Gay student beaten into a coma at California train station -- but Amtrak police say no evidence to 'suggest' a crime
Aaron Salazar (KTVN)

A gay Colorado man was beaten into a coma last week while traveling in California -- and his family is desperate for answers.


Aaron Salazar suffered damage to his brain stem, a broken pelvis and severe burns to his inner thighs in the attack, which his family believes was a hate crime, reported Reno Gazette-Journal.

The 22-year-old Portland State University student was partway through a 31-hour train ride May 15 from Denver back to Oregon when he stopped in Truckee, where he texted his great-grandmother to say he's made a new friend and was headed to Sacramento to wait through a 10-hour layover.

He never made it.

A train station worker found Salazar lying battered near the tracks, but Amtrak police say there is no evidence to "suggest criminal intent."

Salazar's family said police won't provide them with updates on the investigation, because it's still ongoing, but they want local police to assist the company to determine what happened.

"I firsthand saw his injuries," his cousin, Sonia Trujillo, told KTXL-TV. "There's no way that he was pushed off a train or jumped off a train because these are all upper-body injuries."

Trujillo said the devastating injuries to Salazar's groin injury suggests he was beaten in a hate crime attack.

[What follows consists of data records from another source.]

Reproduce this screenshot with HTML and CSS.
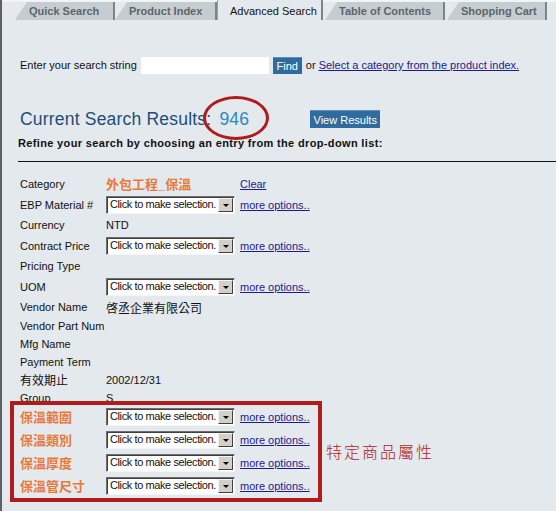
FILE: index.html
```html
<!DOCTYPE html>
<html lang="en">
<head>
  <meta charset="UTF-8" />
  <title>Advanced Search</title>
  <link rel="stylesheet" href="styles.css">
</head>
<body>
  <div class="page">
    <!-- Tabs -->
    <div class="tabs">
      <div class="tab t1">Quick Search</div>
      <div class="tab t2">Product Index</div>
      <div class="tab active">Advanced Search</div>
      <div class="tab t4">Table of Contents</div>
      <div class="tab t5">Shopping Cart</div>
    </div>

    <!-- Search row -->
    <div class="search-row">
      <span>Enter your search string</span>
      <input type="text" class="search-input">
      <button class="blue-btn find-btn">Find</button>
      <span>or <a href="#">Select a category from the product index.</a></span>
    </div>

    <!-- Results header -->
    <div class="results-row">
      <h1 class="results-title">Current Search Results<span class="count">: <b>946</b></span></h1>
      <button class="blue-btn view-btn">View Results</button>
    </div>
    <p class="refine">Refine your search by choosing an entry from the drop-down list:</p>
    <hr class="rule">

    <!-- Attributes -->
    <div class="attrs">
      <div class="row"><span class="label">Category</span><span class="cat">外包工程_保溫</span><a href="#" class="clear">Clear</a></div>
      <div class="row"><span class="label">EBP Material #</span><div class="sel">Click to make selection.<span class="arrow"></span></div><a href="#">more options..</a></div>
      <div class="row"><span class="label">Currency</span><span>NTD</span></div>
      <div class="row"><span class="label">Contract Price</span><div class="sel">Click to make selection.<span class="arrow"></span></div><a href="#">more options..</a></div>
      <div class="row"><span class="label">Pricing Type</span></div>
      <div class="row"><span class="label">UOM</span><div class="sel">Click to make selection.<span class="arrow"></span></div><a href="#">more options..</a></div>
      <div class="row"><span class="label">Vendor Name</span><span class="cjk">啓丞企業有限公司</span></div>
      <div class="row short first"><span class="label">Vendor Part Num</span></div>
      <div class="row short"><span class="label">Mfg Name</span></div>
      <div class="row short"><span class="label">Payment Term</span></div>
      <div class="row short"><span class="label cjk">有效期止</span><span>2002/12/31</span></div>
      <div class="row short"><span class="label">Group</span><span>S</span></div>
    </div>

    <div class="special">
      <div class="special-box">
        <div class="row tall"><span class="label orange">保溫範圍</span><div class="sel">Click to make selection.<span class="arrow"></span></div><a href="#">more options..</a></div>
        <div class="row tall"><span class="label orange">保溫類別</span><div class="sel">Click to make selection.<span class="arrow"></span></div><a href="#">more options..</a></div>
        <div class="row tall"><span class="label orange">保溫厚度</span><div class="sel">Click to make selection.<span class="arrow"></span></div><a href="#">more options..</a></div>
        <div class="row tall"><span class="label orange">保溫管尺寸</span><div class="sel">Click to make selection.<span class="arrow"></span></div><a href="#">more options..</a></div>
      </div>
      <div class="note">特定商品屬性</div>
    </div>
  </div>
</body>
</html>
```

FILE: styles.css
```css
/* BASE */
* { box-sizing: border-box; margin: 0; padding: 0; }
body {
  font-family: 'Liberation Sans', Arial, 'Noto Sans CJK TC', sans-serif;
  font-size: 11px;
  color: #111;
  background: #e3e9ec;
}
a { color: #1c1c8c; }
.page {
  min-height: 511px;
  border-left: 2px solid #5d6164;
  padding-left: 1px;
  background: #e3e9ec;
}

/* TABS */
.tabs {
  display: flex;
  height: 20px;
  padding: 2px 0 0 12px;
  background: linear-gradient(#f2f5f6 0 2px, #e3e9ec 2px);
}
.tab {
  height: 18px;
  line-height: 18px;
  font-weight: bold;
  color: #5b666c;
  background: #c5cdd0;
  border-right: 2px solid #7d8488;
  padding-left: 14px;
  clip-path: polygon(12px 0, 100% 0, 100% 100%, 0 100%);
  white-space: nowrap;
}
.t1 { width: 100px; }
.t2 { width: 102px; }
.t4 { width: 120px; margin-left: 2px; }
.t5 { width: 100px; margin-left: 2px; }
.tab.active {
  width: 106px;
  background: #e3e9ec;
  color: #111;
  font-weight: normal;
  clip-path: none;
  padding-left: 12px;
  border-left: 1px solid #9aa1a4;
  border-right: 2px solid #7d8488;
  height: 20px;
  margin-top: -2px;
  line-height: 22px;
}

/* SEARCH */
.search-row {
  display: flex;
  align-items: center;
  margin-top: 36px;
  padding-left: 17px;
  height: 18px;
}
.search-input {
  width: 128px;
  height: 17px;
  margin: 0 4px 0 4px;
  border: none;
  background: #fff;
}
.blue-btn {
  font-family: inherit;
  font-size: 11px;
  color: #fff;
  background: #2f6b9c;
  border: none;
  border-top: 1px solid #5d8fba;
  height: 17px;
}
.find-btn { width: 29px; margin-right: 4px; }

/* RESULTS */
.results-row {
  display: flex;
  align-items: flex-end;
  margin-top: 29px;
  padding-left: 17px;
  height: 28px;
}
.results-title {
  font-size: 17.5px;
  font-weight: normal;
  color: #1f4e78;
  line-height: 24px;
  letter-spacing: 0.2px;
  white-space: nowrap;
}
.count { position: relative; word-spacing: 3px; }
.count b { font-weight: normal; color: #2b88c4; }
.count::after {
  content: '';
  position: absolute;
  left: -3px;
  top: -13px;
  width: 60px;
  height: 38px;
  border: 3px solid #b01c1c;
  border-radius: 50%;
}
.view-btn {
  width: 70px;
  height: 18px;
  margin: 0 0 3px 61px;
}
.refine {
  font-weight: bold;
  padding-left: 15px;
  margin-top: 5px;
  line-height: 14px;
  letter-spacing: 0.35px;
}
.rule {
  border: none;
  border-top: 1px solid #111;
  margin: 11px 0 0 15px;
}

/* ATTRIBUTES */
.attrs { margin-top: 12px; padding-left: 17px; }
.row {
  display: flex;
  align-items: center;
  height: 20.5px;
  white-space: nowrap;
}
.row.short { height: 18px; }
.row.short.first { height: 17px; }
.row.tall { height: 23px; }
.label { width: 86px; flex: none; }
.cjk { font-size: 12px; }
.cat, .orange {
  color: #e8793a;
  font-weight: bold;
  font-size: 13px;
  line-height: 17px;
}
.cat { width: 134px; }
.sel {
  position: relative;
  width: 129px;
  height: 18px;
  line-height: 15px;
  padding-left: 3px;
  margin-right: 5px;
  letter-spacing: -0.4px;
  background: #fff;
  border: 1px solid;
  border-color: #6e6e6e #f5f5f5 #f5f5f5 #6e6e6e;
  box-shadow: inset 1px 1px 0 #404040;
  overflow: hidden;
}
.arrow {
  position: absolute;
  right: 1px;
  top: 1px;
  width: 15px;
  height: 14px;
  background: #d4d0c8;
  border: 1px solid;
  border-color: #f4f4f4 #404040 #404040 #f4f4f4;
}
.arrow::after {
  content: '';
  position: absolute;
  left: 4px;
  top: 5px;
  border-left: 3px solid transparent;
  border-right: 3px solid transparent;
  border-top: 3px solid #000;
}

/* SPECIAL ATTRIBUTES */
.special {
  display: flex;
  align-items: center;
  margin-top: -6px;
  padding-left: 7px;
}
.special-box {
  width: 312px;
  border: 4px solid #b01c1c;
  padding: 1px 0 0 6px;
}
.note {
  margin-left: 4px;
  margin-top: 0;
  font-family: 'Noto Sans CJK TC', sans-serif;
  font-weight: 300;
  font-size: 16px;
  letter-spacing: 2px;
  color: #b02222;
}
```
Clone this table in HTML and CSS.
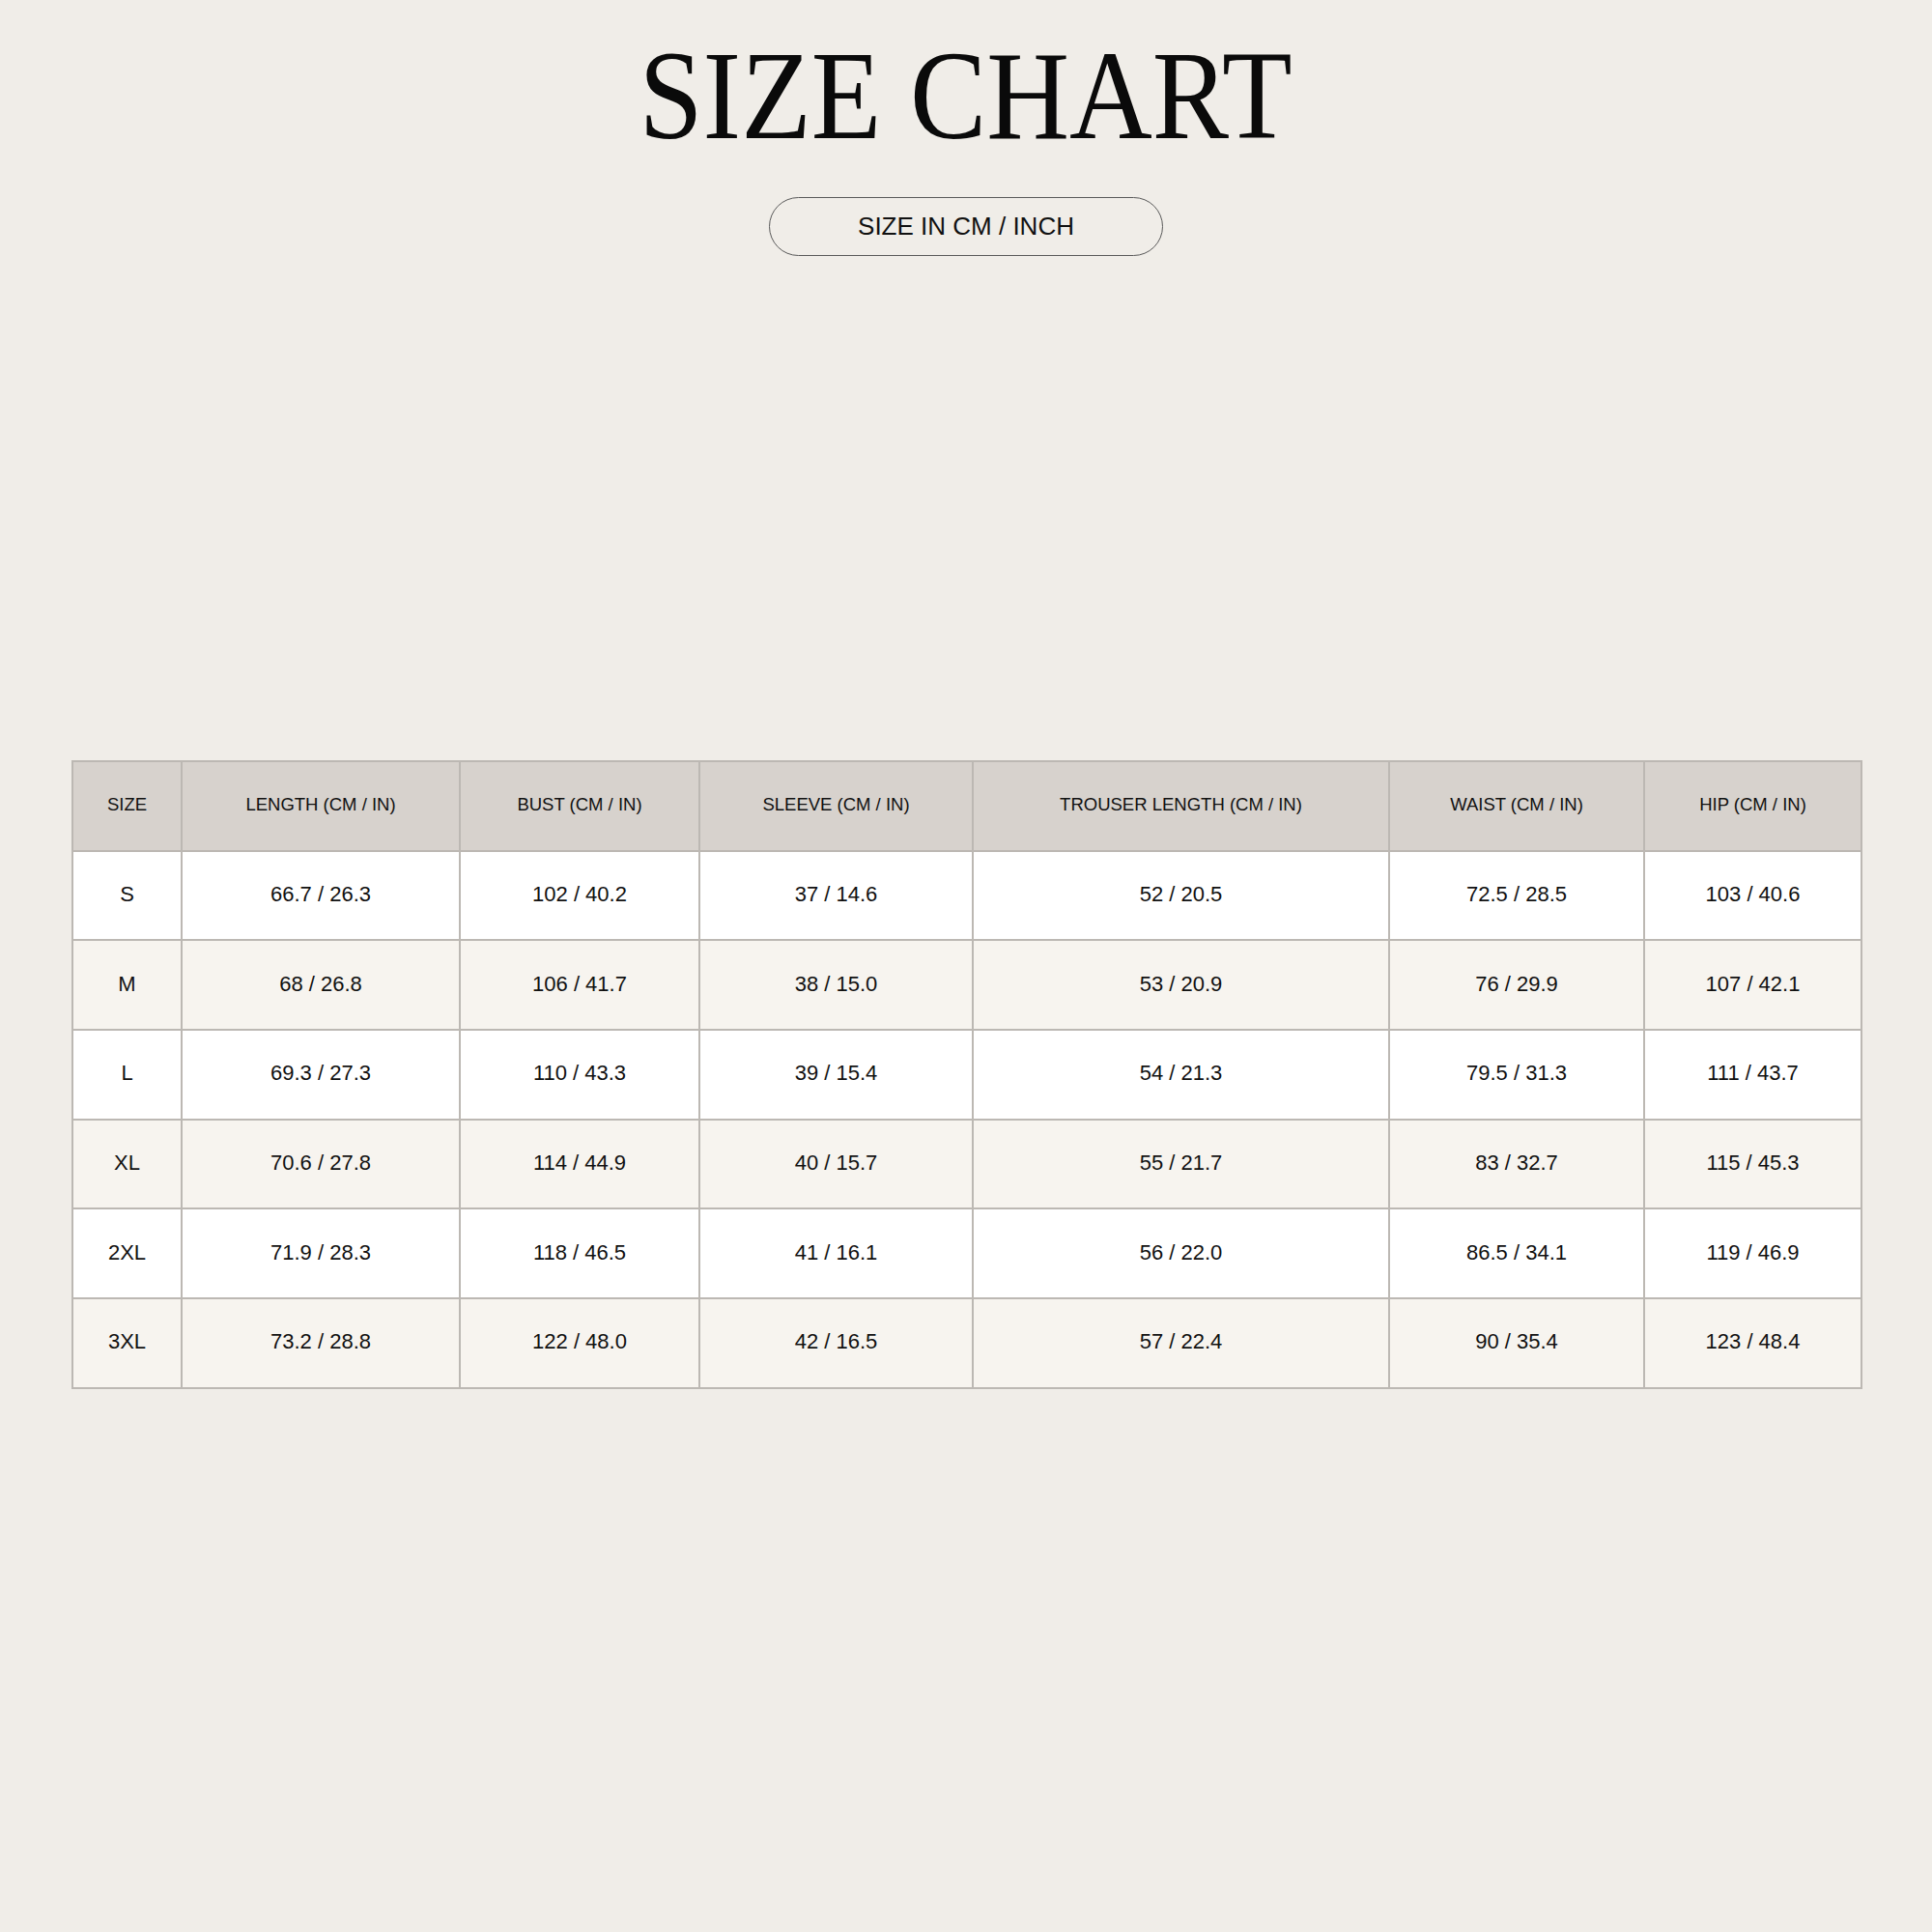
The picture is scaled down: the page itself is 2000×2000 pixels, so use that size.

"The burns on his leg were horrifying, it did not look like him at all," Trujillo said. "I believe it was something deeper because the burn marks. Why burn somebody? If you're going to hurt somebody, hurt them. But why are you going to burn somebody?"

Doctors have told the family that Salazar's injuries are consistent with a beating, but Trujillo told the newspaper they won’t put it in writing because the investigation remains underway.

"There's no scrapes, there's no road rash -- none of that, all of his injuries are upper body," Trujillo told KTVN-TV.

Truckee police told the Gazette-Journal that Amtrak police have jurisdiction when a crime takes place on a train, but Salazar's family said the railway has a conflict of interest in investigating the case.

“What I’m concerned about is, we’re dealing with the Amtrak police department on an Amtrak train,” Trujillo said. “I don’t know if they’re trying to protect the train or if they’re trying to protect the people."